Fast Distributed Deep Learning over RDMA

Problem

  • RPC is suboptimal for distributed deep learning computation, especially on an RDMA-capable network. Using RPC for tensor data transfer does not provide efficient advantage on programmability or efficiency, and it typically involves memory copy to and from RPC-managed communication buffers, while RDMA enables zero-copy cross-machine tensor transfer.

Insight

  • The main insight is that the one-sided memory R/W semantic of RDMA allows a zero-copy communication across servers as long as the remote address is known.

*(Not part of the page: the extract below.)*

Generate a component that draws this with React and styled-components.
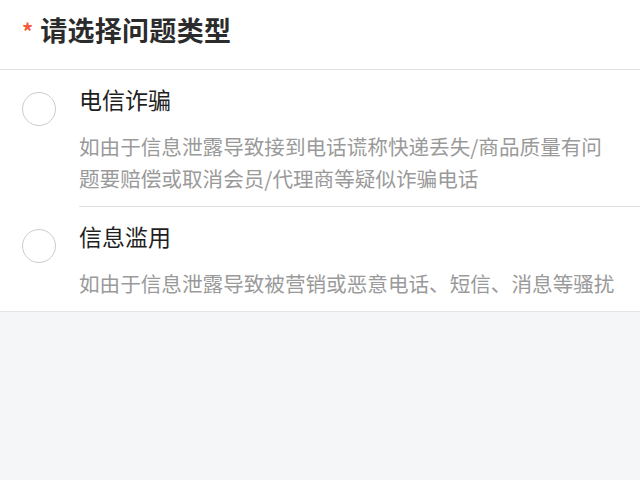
import React from "react";
import styled, { createGlobalStyle } from "styled-components";

const Global = createGlobalStyle`
  html, body { margin: 0; padding: 0; background: #f5f6f8; }
  body { font-family: "Noto Sans CJK SC", "Noto Sans", sans-serif; }
  * { box-sizing: border-box; }
`;

const Page = styled.div`
  width: 640px;
  height: 480px;
  background: #f5f6f8;
`;

const Panel = styled.div`
  background: #ffffff;
  border-bottom: 1px solid #e4e4e6;
`;

const Header = styled.div`
  height: 70px;
  display: flex;
  align-items: center;
  padding: 0 0 9px 22px;
  border-bottom: 1px solid #e2e2e2;
`;

const Star = styled.span`
  color: #f25a3c;
  font-size: 22px;
  font-weight: 700;
  margin-right: 7px;
  margin-top: 0px;
  line-height: 1;
`;

const Title = styled.h1`
  margin: 0;
  font-size: 27px;
  font-weight: 700;
  color: #2b2b2b;
  letter-spacing: 0.3px;
  line-height: 34px;
`;

const Option = styled.label`
  display: flex;
  align-items: flex-start;
  padding-left: 22px;
`;

const Radio = styled.span`
  flex: none;
  width: 34px;
  height: 34px;
  border-radius: 50%;
  border: 1.5px solid #cccccc;
  margin-top: 22px;
  margin-right: 23px;
`;

const Body = styled.div`
  flex: 1;
  padding: 15px 20px 12px 0;
  border-bottom: ${(p) => (p.$last ? "none" : "1px solid #e2e2e2")};
`;

const OptTitle = styled.div`
  font-size: 23px;
  line-height: 28px;
  color: #1f1f1f;
`;

const Desc = styled.div`
  margin-top: 17px;
  font-size: 20.6px;
  line-height: 32px;
  color: #9a9a9a;
`;

const options = [
  {
    title: "电信诈骗",
    desc: "如由于信息泄露导致接到电话谎称快递丢失/商品质量有问题要赔偿或取消会员/代理商等疑似诈骗电话",
  },
  {
    title: "信息滥用",
    desc: "如由于信息泄露导致被营销或恶意电话、短信、消息等骚扰",
  },
];

export default function App() {
  return (
    <Page>
      <Global />
      <Panel>
        <Header>
          <Star>*</Star>
          <Title>请选择问题类型</Title>
        </Header>
        {options.map((o, i) => (
          <Option key={o.title}>
            <Radio />
            <Body $last={i === options.length - 1}>
              <OptTitle>{o.title}</OptTitle>
              <Desc>{o.desc}</Desc>
            </Body>
          </Option>
        ))}
      </Panel>
    </Page>
  );
}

For DL computation, the data-flow graph analysis can help arrange the in-memory placement of tensors and provide info to the underlying communication layer.

  • The paper therefore proposes a simple memory-copy ("device"-like) interface along with a combination of static analysis and dynamic tracing to enable cross-stack optimizations for general DL network training.

Key Strength

  • Identify an important problem in abstraction layer in using emerging technologies (RDMA) to improve the performance of distributed ML / DL

  • The architecture and transfer graphs illustrations are really nice

  • The proposed solution is neat; intermediate buffer copies of an RPC framework and serialization overhead can be avoided through the new abstraction

Key weakness

  • The eval graphs are black-and-white D:

  • Does this technique scale and / or generalize to even larger and more diverse DL models, comm patterns and architectures?

Question

  • What's the difference between pytorch / tensorflow RPC implementation optimized for RDMA?

  • It'll be really good to see a bar plot of communication and computation time for each of the benchmarked workload; it helps to understand the eval figures better too

  • It'll also be good to show explicit number for the average tensor size for each of the workloads

  • Can some of the abstraction idea used to solve similar problems for other distributed workloads? Do other workloads share similar problems over RDMA?